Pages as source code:
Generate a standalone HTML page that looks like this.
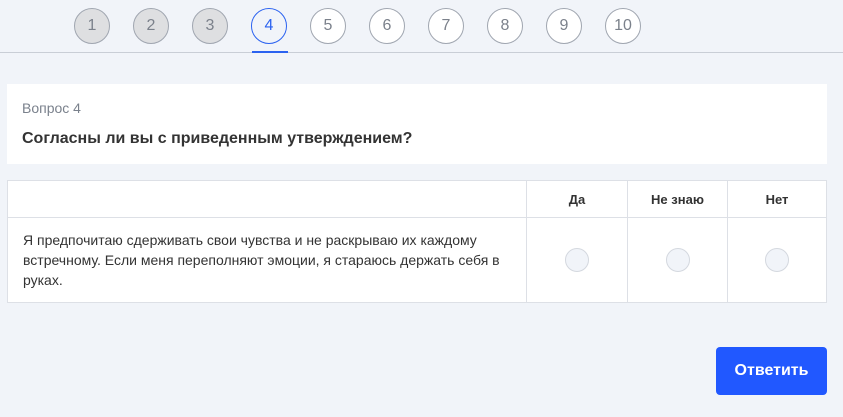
<!DOCTYPE html>
<html><head><meta charset="utf-8"><style>
*{box-sizing:border-box;margin:0;padding:0}
body{width:843px;height:417px;background:#f1f4f9;font-family:"Liberation Sans Narrow","Liberation Sans",sans-serif;position:relative;overflow:hidden;color:#333}
.hdr{position:absolute;left:0;top:0;width:843px;height:53px;border-bottom:1px solid #c9ced6}
.c{position:absolute;top:8px;width:36px;height:36px;border-radius:50%;border:1px solid #a0a6b0;background:#fff;color:#7b818b;font-size:16px;text-align:center;line-height:34px}
.c.d{background:#dedfe1}
.c.a{border-color:#2b62f0;color:#2b62f0;background:#f1f4f9}
.ul{position:absolute;left:252px;top:51px;width:36px;height:2px;background:#2b62f0}
.card{position:absolute;left:7px;top:84px;width:820px;height:80px;background:#fff}
.q{position:absolute;left:15px;top:16px;font-size:14px;color:#7a818c}
.t{position:absolute;left:15px;top:46px;font-size:16px;font-weight:bold;color:#333}
table{position:absolute;left:7px;top:180px;width:820px;border-collapse:collapse;background:#fff}
td,th{border:1px solid #dde0e6}
th{height:37px;font-size:13px;font-weight:bold;color:#333}
td{height:85px}
.tx{padding:0 15px;font-size:14px;line-height:20px;color:#333}
.r{display:block;margin:0 auto;width:24px;height:24px;border-radius:50%;border:1px solid #d4d8df;background:#f1f4f9}
.btn{position:absolute;left:716px;top:347px;width:111px;height:48px;background:#2158ff;border-radius:4px;color:#fff;font-weight:bold;font-size:16px;text-align:center;line-height:48px}
</style></head><body>
<div class="hdr">
<div class="c d" style="left:74px">1</div>
<div class="c d" style="left:133px">2</div>
<div class="c d" style="left:192px">3</div>
<div class="c a" style="left:251px">4</div>
<div class="c" style="left:310px">5</div>
<div class="c" style="left:369px">6</div>
<div class="c" style="left:428px">7</div>
<div class="c" style="left:487px">8</div>
<div class="c" style="left:546px">9</div>
<div class="c" style="left:605px">10</div>
<div class="ul"></div>
</div>
<div class="card"><div class="q">Вопрос 4</div><div class="t">Согласны ли вы с приведенным утверждением?</div></div>
<table>
<tr><th style="width:519px"></th><th style="width:101px">Да</th><th style="width:100px">Не знаю</th><th>Нет</th></tr>
<tr><td class="tx">Я предпочитаю сдерживать свои чувства и не раскрываю их каждому встречному. Если меня переполняют эмоции, я стараюсь держать себя в руках.</td><td><span class="r"></span></td><td><span class="r"></span></td><td><span class="r"></span></td></tr>
</table>
<div class="btn">Ответить</div>
</body></html>
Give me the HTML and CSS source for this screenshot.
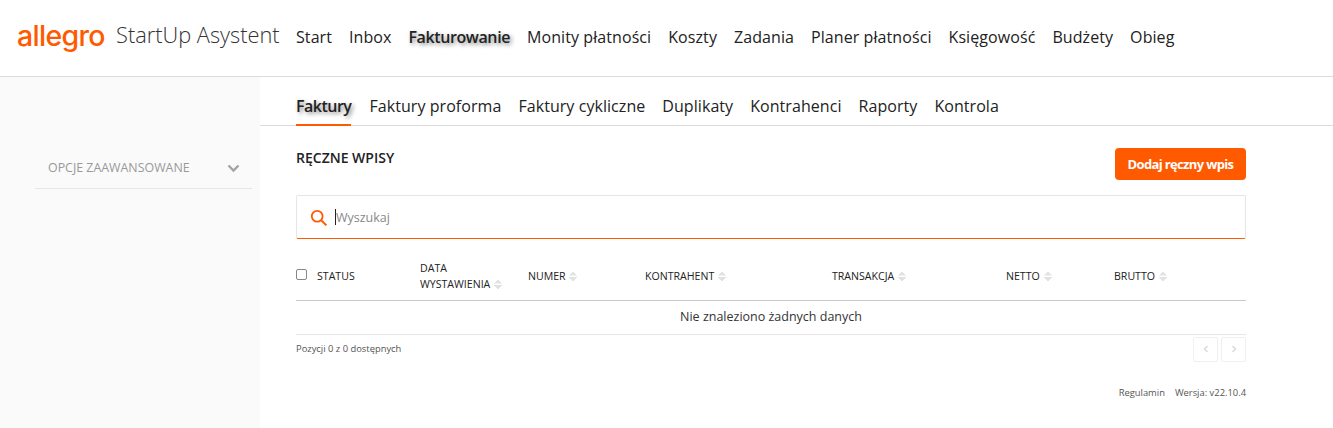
FILE: index.html
```html
<!DOCTYPE html>
<html lang="pl">
<head>
<meta charset="utf-8">
<title>Allegro StartUp Asystent</title>
<link rel="stylesheet" href="styles.css">
</head>
<body>
<header class="topbar">
  <div class="brand"><span class="logo">allegro</span><span class="product">StartUp Asystent</span></div>
  <nav class="mainnav">
    <a>Start</a><a>Inbox</a><a class="active">Fakturowanie</a><a>Monity płatności</a><a>Koszty</a><a>Zadania</a><a>Planer płatności</a><a>Księgowość</a><a>Budżety</a><a>Obieg</a>
  </nav>
</header>
<div class="layout">
  <aside class="sidebar">
    <div class="advanced">
      <span>OPCJE ZAAWANSOWANE</span>
      <svg class="chev" width="13" height="9" viewBox="0 0 13 9"><path d="M1.5 1.5 6.5 6.5 11.5 1.5" fill="none" stroke="#a3a3a3" stroke-width="2.4"/></svg>
    </div>
  </aside>
  <main class="content">
    <nav class="tabs">
      <a class="active">Faktury</a><a>Faktury proforma</a><a>Faktury cykliczne</a><a>Duplikaty</a><a>Kontrahenci</a><a>Raporty</a><a>Kontrola</a>
    </nav>
    <div class="panel">
      <div class="titlerow">
        <h2>RĘCZNE WPISY</h2>
        <button class="primary">Dodaj ręczny wpis</button>
      </div>
      <div class="search">
        <svg class="searchicon" width="18" height="18" viewBox="0 0 18 18"><circle cx="7.2" cy="7.2" r="5.4" fill="none" stroke="#ff5a00" stroke-width="1.8"/><path d="M11.2 11.2 16.4 16.4" stroke="#ff5a00" stroke-width="2"/></svg>
        <span class="caret"></span><span class="placeholder">Wyszukaj</span>
      </div>
      <table class="grid">
        <colgroup><col class="c1"><col class="c2"><col class="c3"><col class="c4"><col class="c5"><col class="c6"><col class="c7"></colgroup>
        <thead>
          <tr>
            <th><span class="check"></span>STATUS</th>
            <th>DATA<br>WYSTAWIENIA <i class="sort"></i></th>
            <th>NUMER <i class="sort"></i></th>
            <th>KONTRAHENT <i class="sort"></i></th>
            <th>TRANSAKCJA <i class="sort"></i></th>
            <th>NETTO <i class="sort"></i></th>
            <th>BRUTTO <i class="sort"></i></th>
          </tr>
        </thead>
        <tbody><tr><td colspan="7">Nie znaleziono żadnych danych</td></tr></tbody>
      </table>
      <div class="tablefoot">
        <span class="info">Pozycji 0 z 0 dostępnych</span>
        <div class="pager">
          <span class="pagebtn"><svg width="6" height="8" viewBox="0 0 6 8"><path d="M4.5 1 1.5 4 4.5 7" fill="none" stroke="#dcdcdc" stroke-width="1.6"/></svg></span>
          <span class="pagebtn"><svg width="6" height="8" viewBox="0 0 6 8"><path d="M1.5 1 4.5 4 1.5 7" fill="none" stroke="#dcdcdc" stroke-width="1.6"/></svg></span>
        </div>
      </div>
      <footer class="pagefoot"><span>Regulamin</span><span>Wersja: v22.10.4</span></footer>
    </div>
  </main>
</div>
</body>
</html>
```
FILE: styles.css
```css
* { box-sizing: border-box; }
html, body { margin: 0; height: 100%; }
body { font-family: "Open Sans", "Liberation Sans", sans-serif; color: #222; background: #fff; overflow: hidden; }
a { color: inherit; text-decoration: none; }

.topbar { height: 77px; display: flex; align-items: center; border-bottom: 1px solid #dcdcdc; padding-left: 17px; }
.brand { display: flex; align-items: baseline; width: 279px; flex: none; margin-top: -4px; }
.logo { font-family: "Inter", sans-serif; font-weight: 500; font-size: 28.5px; letter-spacing: -0.7px; color: #ff5a00; line-height: 36px; width: 89px; white-space: nowrap; }
.product { font-size: 21.8px; font-weight: 300; color: #333; margin-left: 10px; white-space: nowrap; position: relative; top: -3px; }
.mainnav { display: flex; gap: 17px; font-size: 16px; letter-spacing: 0.08px; margin-top: -2px; }
.mainnav a { white-space: nowrap; }
.active { font-weight: 600; text-shadow: 2px 2px 4px #888; }
.mainnav a.active { letter-spacing: -0.4px; }

.layout { display: flex; height: 351px; }
.sidebar { width: 260px; flex: none; background: #fafafa; padding: 74px 8px 0 35px; }
.advanced { display: flex; justify-content: space-between; align-items: center; height: 38px; padding: 0 12px 4px 13px; border-bottom: 1px solid #e6e6e6; font-size: 12.4px; color: #999; }
.chev { margin-top: 1px; }

.content { flex: 1; min-width: 0; }
.tabs { display: flex; gap: 17px; height: 49px; padding-left: 36px; border-bottom: 1px solid #dcdcdc; font-size: 16px; letter-spacing: 0.06px; }
.tabs a { height: 49px; line-height: 58px; white-space: nowrap; }
.tabs a.active { border-bottom: 2px solid #ff5a00; letter-spacing: -0.5px; margin-right: 1px; }

.panel { width: 950px; margin-left: 36px; }
.titlerow { display: flex; justify-content: space-between; height: 69px; padding-top: 22px; }
h2 { margin: 0; font-size: 14px; font-weight: 600; line-height: 20px; color: #222; }
.primary { height: 32px; width: 131px; border: 0; border-radius: 4px; background: #ff5a00; color: #fff; font: 700 13px "Open Sans", sans-serif; letter-spacing: -0.65px; }

.search { height: 44px; display: flex; align-items: center; padding-left: 14px; border: 1px solid #e6e6e6; border-bottom: 1px solid #ff5a00; border-radius: 2px; }
.searchicon { margin-top: 2px; margin-left: -1px; }
.caret { width: 1px; height: 16px; background: #222; margin-left: 7px; }
.placeholder { font-size: 12.5px; color: #888; }

.grid { width: 100%; table-layout: fixed; border-collapse: collapse; margin-top: 15px; }
.c1 { width: 124px; } .c2 { width: 108px; } .c3 { width: 117px; } .c4 { width: 187px; } .c5 { width: 174px; } .c6 { width: 108px; } .c7 { width: 132px; }
th { height: 46px; padding: 0 0 2px; font-size: 10.6px; font-weight: 400; line-height: 16px; text-align: left; color: #222; border-bottom: 1px solid #c8c8c8; vertical-align: middle; }
td { height: 34px; padding: 0 0 2px; font-size: 12.5px; text-align: center; color: #333; border-bottom: 1px solid #e6e6e6; }
.check { display: inline-block; width: 11px; height: 11px; border: 1px solid #888; border-radius: 2px; margin-right: 10px; position: relative; top: -2px; vertical-align: middle; }
.sort { display: inline-block; width: 8px; height: 11px; margin-left: 1px; vertical-align: -2px; background:
  linear-gradient(to bottom right, transparent 50%, #e2e2e2 50%) left top / 50% 4.5px no-repeat,
  linear-gradient(to bottom left, transparent 50%, #e2e2e2 50%) right top / 50% 4.5px no-repeat,
  linear-gradient(to top right, transparent 50%, #e2e2e2 50%) left bottom / 50% 4.5px no-repeat,
  linear-gradient(to top left, transparent 50%, #e2e2e2 50%) right bottom / 50% 4.5px no-repeat; }

.tablefoot { display: flex; justify-content: space-between; padding-top: 2px; }
.info { font-size: 9.4px; color: #555; line-height: 24px; }
.pager { display: flex; gap: 3px; }
.pagebtn { width: 25px; height: 25px; display: flex; align-items: center; justify-content: center; border: 1px solid #f0f0f0; border-radius: 2px; }
.pagefoot { display: flex; justify-content: flex-end; gap: 10px; margin-top: 23px; font-size: 9.4px; line-height: 16px; color: #555; }
```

● **Challenge**
Extract, from the material above, each line holding the word "this".

● **Answer to the problem**
Generate a standalone HTML page that looks like this.
Give me the HTML and CSS source for this screenshot.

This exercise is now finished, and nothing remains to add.